International Perspective

While much of the work on authoritarianism was produced during the first decade following publication of the California Study findings, the studies have continued to be published – and increasingly have been conducted outside the United States. Typically, the attention in essays emanating from outside the United States focus on differences in the American culture and the culture in which the author lives or in the cultures they are studying (e.g. Chin-Lung Chien June, 2016, Beyond Authoritarian Personality: The Culture-Inclusive Theory of Chinese Authoritarian Orientation; Jaime Napier and John T Jost Aug 2008, Journal of Social Issues The “Antidemocratic Personality” Revisited: A Cross?National Investigation of Working?Class Authoritarianism; Sergej Flere and Rudi Klanjšek Apr 2009, Cross-Cultural Insight into the Association Between Religiousness and Authoritarianism).

Other studies from outside the United States applied the concept of authoritarian personality to specific events or political trends that have taken place in their own country (e.g. John T Jost and Anna Kende Nov 2019, Setting the record straight: System justification and rigidity?of?the?right in contemporary Hungarian politics; Pavlos Vasilopoulos Jul 2022, Authoritarianism, Political Attitudes, and Vote Choice: A Longitudinal Analysis of the British Electorate; Pavlos Vasilopoulos and Romain Lachat, Authoritarianism and Political Choice in France; Julian Aichholzer and Martina Zandonella Jul 2016, Personality and Individual Differences, Psychological bases of support for radical right parties.)

Political Perspective and Methodology

We also find essays being published throughout the world that are critical of the left-leaning perspective taken by the original authors (e.g. Jarret Thomas Crawford, THE (NOT SO) ELUSIVE LIBERAL BIAS IN SOCIAL COGNITION). Other authors are critical of the psychoanalytic perspective taken by Adorno and his associates (Jos D. Meloen, Gert Van der Linden and Hans De Witte Dec 1996, A Test of the Approaches of Adorno et al., Lederer and Altemeyer of Authoritarianism in Belgian Flanders: A Research Note).

The primary focus in most of the essays was directed to the faulty methodology to be found in the original authoritarian personality studies—with alternative methods often being proposed (and used) (e.g. Altemeyer, 1981). Alterations in the original authoritarian personality construct have also been offered or a second personality trait such as social dominance (Pratto, e. al, 1994) has been proposed. It should be noted in most cases that there is still the underlying assumption that authoritarianism is a trait (probably established in childhood) rather than a state (elicited in a specific situation and setting)—an exception being the study conducted by Kreindler (2005) on the relationship between authoritarian and group cohesion.

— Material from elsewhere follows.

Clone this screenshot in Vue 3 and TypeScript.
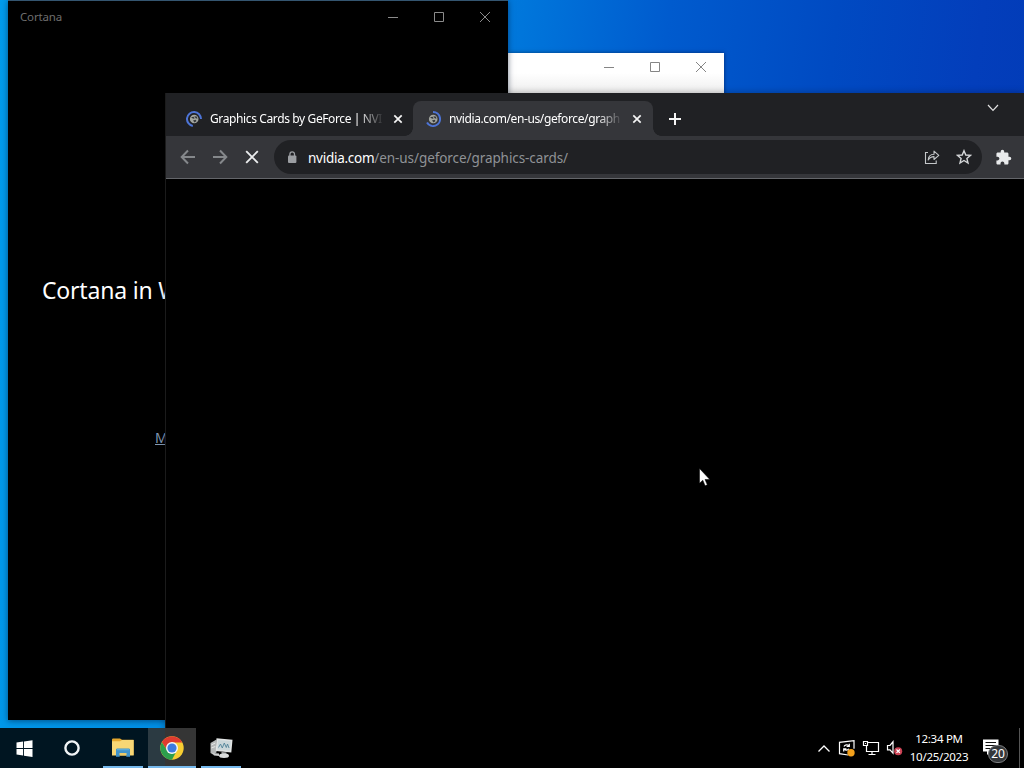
<script setup lang="ts">
interface Tab {
  title: string
  active: boolean
}

const tabs: Tab[] = [
  { title: 'Graphics Cards by GeForce | NVI', active: false },
  { title: 'nvidia.com/en-us/geforce/graph', active: true },
]
</script>

<template>
  <main class="desktop">
    <section class="window blank">
      <header class="captions">
        <svg v-for="k in 3" :key="k" width="12" height="12" viewBox="0 0 12 12">
          <path v-if="k === 1" d="M1 6.5h10" />
          <path v-else-if="k === 2" d="M1.5 1.5h9v9h-9z" />
          <path v-else d="M1 1l10 10M11 1L1 11" />
        </svg>
      </header>
    </section>

    <section class="window cortana">
      <header class="cortana-bar">
        <span class="cortana-name">Cortana</span>
        <div class="captions dim">
          <svg v-for="k in 3" :key="k" width="12" height="12" viewBox="0 0 12 12">
            <path v-if="k === 1" d="M1 6.5h10" />
            <path v-else-if="k === 2" d="M1.5 1.5h9v9h-9z" />
            <path v-else d="M1 1l10 10M11 1L1 11" />
          </svg>
        </div>
      </header>
      <h1>Cortana in W</h1>
      <a class="more">M</a>
    </section>

    <section class="window chrome">
      <header class="tabstrip">
        <div v-for="(tab, i) in tabs" :key="tab.title" class="tab" :class="{ active: tab.active }">
          <svg class="favicon" width="16" height="16" viewBox="0 0 16 16">
            <circle cx="8.2" cy="8" r="4.300" fill="#a3a6a0" />
            <path d="M5 6.300l2.600-.6 1.200 1.500-1.600.6zM8.300 5.200l2.400.3.900 2.100-1.700-.2zM7 9.600l2.600-.9.900 1.200-1.900 1.500z" fill="#35383b" />
            <path v-if="i === 0" d="M6.800 14.900A7 7 0 1 1 15 8" fill="none" stroke="#4d74d6" stroke-width="2" />
            <path v-else d="M8 1A7 7 0 1 1 2 11.500" fill="none" stroke="#4d74d6" stroke-width="2" />
          </svg>
          <span class="title">{{ tab.title }}</span>
          <svg class="close" width="10" height="10" viewBox="0 0 10 10"><path d="M1.300 1.300l7.400 7.400M8.700 1.300L1.300 8.700" /></svg>
        </div>
        <svg class="plus" width="12" height="12" viewBox="0 0 12 12"><path d="M6 0v12M0 6h12" /></svg>
        <svg class="chevron" width="12" height="8" viewBox="0 0 12 8"><path d="M1 1l5 5.400L11 1" /></svg>
      </header>
      <div class="toolbar">
        <svg class="nav" width="16" height="16" viewBox="0 0 16 16"><path d="M15 8H2M8 1.500L1.700 8 8 14.500" /></svg>
        <svg class="nav" width="16" height="16" viewBox="0 0 16 16"><path d="M1 8h13M8 1.500L14.300 8 8 14.500" /></svg>
        <svg class="nav stop" width="16" height="16" viewBox="0 0 16 16"><path d="M2.200 2.200l11.600 11.600M13.800 2.200L2.200 13.800" /></svg>
        <div class="omnibox">
          <svg class="lock" width="10" height="13" viewBox="0 0 10 13">
            <rect x="1" y="4.500" width="8.400" height="7.500" rx="1" fill="#9b9ea2" />
            <path d="M2.900 5V3.200a2.300 2.300 0 0 1 4.600 0V5" fill="none" stroke="#9b9ea2" stroke-width="1.300" />
          </svg>
          <span class="url"><b>nvidia.com</b>/en-us/geforce/graphics-cards/</span>
          <svg class="share" width="16" height="16" viewBox="0 0 16 16" fill="none" stroke="#c4c7c9" stroke-width="1.100">
            <path d="M4 3.500H1.500v11h10.700v-3" />
            <path d="M4.200 11c.2-3.500 2-5.600 5.800-5.700V2.100l4.800 4.200-4.800 4.200V7.600c-2.700 0-4.400 1-5.800 3.400z" stroke-linejoin="round" />
          </svg>
          <svg class="star" width="16" height="16" viewBox="0 0 16 16">
            <path d="M8 1.700l1.800 4.300 4.700.4-3.600 3 1.100 4.600L8 11.500 4 14l1.100-4.600-3.600-3 4.700-.4z" fill="none" stroke="#d5d7d9" stroke-width="1.400" />
          </svg>
        </div>
        <svg class="puzzle" width="17" height="17" viewBox="0 0 24 24">
          <path fill="#e9ebec" d="M20.500 11H19V7c0-1.100-.9-2-2-2h-4V3.500a2.500 2.500 0 0 0-5 0V5H4c-1.100 0-1.990.9-1.990 2v3.800H3.500c1.490 0 2.700 1.210 2.700 2.700s-1.210 2.700-2.700 2.700H2V20c0 1.100.9 2 2 2h3.800v-1.500c0-1.490 1.210-2.700 2.700-2.700s2.700 1.210 2.700 2.700V22H17c1.100 0 2-.9 2-2v-4h1.500a2.500 2.500 0 0 0 0-5z" />
        </svg>
      </div>
    </section>

    <footer class="taskbar">
      <div class="launcher">
        <svg width="17" height="17" viewBox="0 0 17 17" fill="#fff">
          <path d="M.5 2.600l6.600-1v6.500H.5zM8 1.400L16.500.2v7.900H8zM.5 9h6.600v6.500l-6.600-1zM8 9h8.500v7.900L8 15.700z" />
        </svg>
      </div>
      <div class="launcher">
        <svg width="16" height="16" viewBox="0 0 16 16"><circle cx="8" cy="8" r="6.600" fill="none" stroke="#f1f4f5" stroke-width="2.400" /></svg>
      </div>
      <div class="launcher running">
        <svg width="22" height="19" viewBox="0 0 22 19">
          <path d="M0 2c0-1 .4-1.500 1.200-1.500H8l2 1.300h11.500V17H0z" fill="#e5a72d" />
          <path d="M0 3.300h8l2-1.200h11.700V17.500H0z" fill="#f8d775" />
          <path d="M4 18.700v-6.800c0-1 .5-1.500 1.500-1.500h11c1 0 1.500.5 1.500 1.500v6.800h-3.700v-3.700H7.700v3.700z" fill="#3f93ca" />
          <path d="M7.700 15h6.600v2.500H7.700z" fill="#eac967" />
          <path d="M5 11.200h12v1H5z" fill="#65b3df" />
        </svg>
      </div>
      <div class="launcher running current">
        <svg width="24" height="24" viewBox="0 0 24 24">
          <circle cx="12" cy="12" r="11.700" fill="#f7cd32" />
          <path d="M12 12L1.870 6.150A11.700 11.700 0 0 1 22.130 6.150L22.300 6.600H12z" fill="#df3b30" />
          <path d="M1.870 6.150L7.330 14.700 12 12 10 6.600z" fill="#df3b30" />
          <path d="M1.870 6.150A11.700 11.700 0 0 0 12 23.700L16.700 14.700 12 17.400a5.400 5.400 0 0 1-4.700-2.700z" fill="#2c9f4d" />
          <circle cx="12" cy="12" r="6" fill="#f4f6f8" />
          <circle cx="12" cy="12" r="4.600" fill="#3c7be0" />
        </svg>
      </div>
      <div class="launcher running">
        <svg width="23" height="22" viewBox="0 0 23 22">
          <path d="M.5 6l6-3.500v13L3 17.500.5 16z" fill="#b6b9b9" />
          <path d="M1.300 8l4-2M1.300 11l4-1.500" stroke="#e7e8e8" fill="none" />
          <path d="M6.500 1.200l16 1.500-1.200 12.800-15.500-1.600z" fill="#e2e5e5" />
          <path d="M8 3l12.800 1.100-.9 9.500L7.300 12.400z" fill="#cbd7da" />
          <path d="M8.500 10.500l2-3.500 1.800 4 2-5 2 4.500 1.200-3.500 1.500 4" fill="none" stroke="#4f8298" stroke-width=".9" />
          <path d="M11.500 15l5 .4v2.200h-5z" fill="#a5a8a8" />
          <ellipse cx="14" cy="18.800" rx="5" ry="2.200" fill="#dcdede" />
          <path d="M2 16l7 .5v2.500l-5-.4z" fill="#cfd1d1" />
        </svg>
      </div>

      <div class="tray">
        <svg class="up" width="14" height="9" viewBox="0 0 14 9"><path d="M1.500 7.500L7 2l5.500 5.500" /></svg>
        <svg class="update" width="18" height="18" viewBox="0 0 18 18" fill="none" stroke="#fff" stroke-width="1.200">
          <path d="M10 16L1.500 14.700V3.300L16 1.600v8.200" />
          <path d="M6 7.500c.7-1.900 3.500-2.200 4.800-.7M11.300 4.800v2.700H8.600M10.800 9.700c-.9 1.700-3.300 2-4.600.5M5.700 12.500V9.800h2.700" />
          <circle cx="13" cy="13.800" r="3.700" fill="#f4a11c" stroke="none" />
        </svg>
        <svg class="network" width="18" height="17" viewBox="0 0 18 17" fill="none" stroke="#fff" stroke-width="1.200">
          <path d="M6 2.500h10.500v9H4.500V6M10 12v3M6.500 14.500h7" />
          <path d="M1.500 1.500h4v4h-4zM3 3.500h1" />
        </svg>
        <svg class="sound" width="17" height="16" viewBox="0 0 17 16" fill="none" stroke="#fff" stroke-width="1.200">
          <path d="M1.500 5.500H4l3-3.700v11.400L4 9.800H1.500z" />
          <circle cx="12.200" cy="11.200" r="4" fill="#cb4254" stroke="none" />
          <path d="M10.500 9.500l3.400 3.400M13.900 9.500l-3.400 3.400" />
        </svg>
      </div>
      <div class="clock">
        <span class="time">12:34 PM</span>
        <span class="date">10/25/2023</span>
      </div>
      <div class="notify">
        <svg width="18" height="17" viewBox="0 0 18 17">
          <path d="M1 .5h15.500v12H8.500L5 16v-3.500H1z" fill="#fff" />
          <path d="M3.500 3.500h10.500M3.500 6.500h10.500M3.500 9.500h7" stroke="#111" stroke-width="1.200" />
        </svg>
        <span class="count">20</span>
      </div>
      <i class="peek"></i>
    </footer>

    <svg class="pointer" width="12" height="19" viewBox="0 0 12 19">
      <path d="M.5.500v14.800l3.300-3.100 2.300 5.600 2.200-1-2.300-5.300h4.800z" fill="#fff" stroke="#000" stroke-width=".5" />
    </svg>
  </main>
</template>

<style>
body {
  margin: 0;
  overflow: hidden;
}
</style>

<style scoped>
.desktop {
  position: relative;
  width: 1024px;
  height: 768px;
  overflow: hidden;
  font-family: 'Noto Sans', 'Open Sans', sans-serif;
  font-size: 12px;
  background: linear-gradient(97deg, #009cec 0, #0284df 40%, #0076db 47%, #005bce 60%, #004ac2 75%, #033ebb 88%, #0139b4 100%);
}
svg {
  display: block;
  flex: none;
}
.window {
  position: absolute;
  box-sizing: border-box;
}
.blank {
  left: 508px;
  top: 53px;
  width: 216px;
  height: 120px;
  background: linear-gradient(#fff 20px, #eee 40px);
  box-shadow: 0 0 4px rgba(0, 0, 20, 0.5);
}
.captions {
  display: flex;
  justify-content: flex-end;
  gap: 34px;
  padding: 8px 17px 0 0;
}
.captions path {
  fill: none;
  stroke: #858585;
  stroke-width: 1;
}
.captions.dim {
  padding: 0;
}
.captions.dim path {
  stroke: #8b8b8b;
}
.cortana {
  left: 8px;
  top: 0;
  width: 500px;
  height: 720px;
  border-top: 1px solid #345570;
  background: #000;
  box-shadow: 0 1px 6px rgba(0, 20, 50, 0.55);
}
.cortana-bar {
  display: flex;
  justify-content: space-between;
  align-items: center;
  height: 32px;
  padding: 0 17px 0 12px;
}
.cortana-name {
  margin-top: -1px;
  color: #6e6e6e;
  font-size: 11.500px;
  letter-spacing: -0.150px;
}
h1 {
  margin: 239px 0 0 34px;
  color: #fff;
  font-size: 23px;
  line-height: 36px;
  font-weight: 400;
  letter-spacing: -0.200px;
  white-space: nowrap;
}
.more {
  display: block;
  margin: 120px 0 0 147px;
  color: #8299b5;
  font-size: 14px;
  line-height: 20px;
  text-decoration: underline;
}
.chrome {
  left: 165px;
  top: 93px;
  width: 859px;
  height: 675px;
  border-left: 1px solid #1b1b1b;
  background: #000;
  box-shadow: 0 0 7px rgba(0, 0, 0, 0.3);
}
.tabstrip {
  display: flex;
  align-items: flex-end;
  height: 43px;
  padding-left: 8px;
  background: #202124;
}
.tab {
  position: relative;
  display: flex;
  align-items: center;
  box-sizing: border-box;
  width: 239px;
  height: 35px;
  padding: 0 10px 0 12px;
  border-radius: 8px 8px 0 0;
  color: #fff;
}
.tab.active {
  width: 240px;
  padding-right: 11px;
  background: #35363a;
}
.tab.active::before,
.tab.active::after {
  content: '';
  position: absolute;
  bottom: 0;
  left: -8px;
  width: 8px;
  height: 8px;
  background: radial-gradient(circle at 0 0, transparent 7.500px, #35363a 8px);
}
.tab.active::after {
  left: auto;
  right: -8px;
  background: radial-gradient(circle at 100% 0, transparent 7.500px, #35363a 8px);
}
.title {
  width: 172px;
  margin: 1px 0 0 8px;
  white-space: nowrap;
  font-size: 12px;
  line-height: 18px;
  letter-spacing: -0.380px;
  mask-image: linear-gradient(90deg, #000 148px, transparent 174px);
}
.close {
  margin-left: auto;
}
.close path,
.plus path {
  fill: none;
  stroke: #f5f5f5;
  stroke-width: 1.700;
}
.plus {
  margin: 0 0 11px 16px;
}
.plus path {
  stroke-width: 2;
}
.chevron {
  margin: 0 25px 24px auto;
}
.chevron path {
  fill: none;
  stroke: #e2e2e2;
  stroke-width: 1.200;
}
.toolbar {
  display: flex;
  align-items: center;
  height: 42px;
  padding-left: 14px;
  border-bottom: 1px solid #64666a;
  background: #35363a;
}
.nav {
  margin-right: 16px;
}
.nav path {
  fill: none;
  stroke: #85888b;
  stroke-width: 2;
}
.stop {
  margin-right: 14px;
}
.stop path {
  stroke: #eceeef;
  stroke-width: 1.900;
}
.omnibox {
  display: flex;
  align-items: center;
  box-sizing: border-box;
  width: 708px;
  height: 34px;
  padding: 0 10px 0 13px;
  border-radius: 17px;
  background: #202124;
}
.url {
  margin: 1px auto 0 11px;
  color: #8f9296;
  font-size: 13.500px;
  letter-spacing: -0.080px;
  white-space: nowrap;
}
.url b {
  color: #fff;
  font-weight: 400;
  letter-spacing: -0.260px;
}
.star {
  margin-left: 16px;
}
.puzzle {
  margin-left: 13px;
}
.taskbar {
  position: absolute;
  left: 0;
  top: 728px;
  display: flex;
  align-items: center;
  width: 1024px;
  height: 40px;
  background: linear-gradient(90deg, #001521 165px, #000 165px);
}
.launcher {
  display: flex;
  align-items: center;
  justify-content: center;
  box-sizing: border-box;
  width: 48px;
  height: 40px;
}
.running {
  width: 40px;
  margin-left: 7px;
  border-bottom: 2px solid #76b9ed;
  padding-top: 1px;
}
.running + .running {
  margin-left: 5px;
}
.running.current {
  width: 48px;
  background: linear-gradient(90deg, #2b3a42 17px, #353535 17px);
}
.tray {
  display: flex;
  align-items: center;
  gap: 6px;
  margin-left: auto;
}
.up {
  margin-right: 1px;
}
.up path {
  fill: none;
  stroke: #fff;
  stroke-width: 1.300;
}
.clock {
  display: flex;
  flex-direction: column;
  align-items: center;
  width: 58px;
  margin-left: 7px;
  color: #fff;
  font-size: 11.500px;
  line-height: 18px;
  letter-spacing: -0.280px;
  white-space: nowrap;
}
.notify {
  position: relative;
  width: 28px;
  height: 18px;
  margin-left: 14px;
}
.count {
  position: absolute;
  left: 6px;
  top: 6px;
  width: 18px;
  height: 16px;
  border: 1px solid #7c7e80;
  border-radius: 10px;
  background: #34373a;
  color: #fff;
  font-size: 12px;
  line-height: 16px;
  text-align: center;
}
.peek {
  width: 1px;
  height: 40px;
  margin: 0 4px 0 9px;
  background: #555;
}
.pointer {
  position: absolute;
  left: 699px;
  top: 468px;
}
</style>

What then remains to be honored from the original Adorno studies? In one of the most comprehensive reviews of the authoritarian personality research, John Duckitt (2015, p. 256) (from the University of Auckland in New Zealand) concluded that there are two basic tenets from the original study that have held up and are generally considered valid: “These were the assumptions that social attitudes and beliefs were meaningfully organized along a single broad ideological dimension and that these attitudes were direct expressions of personality”.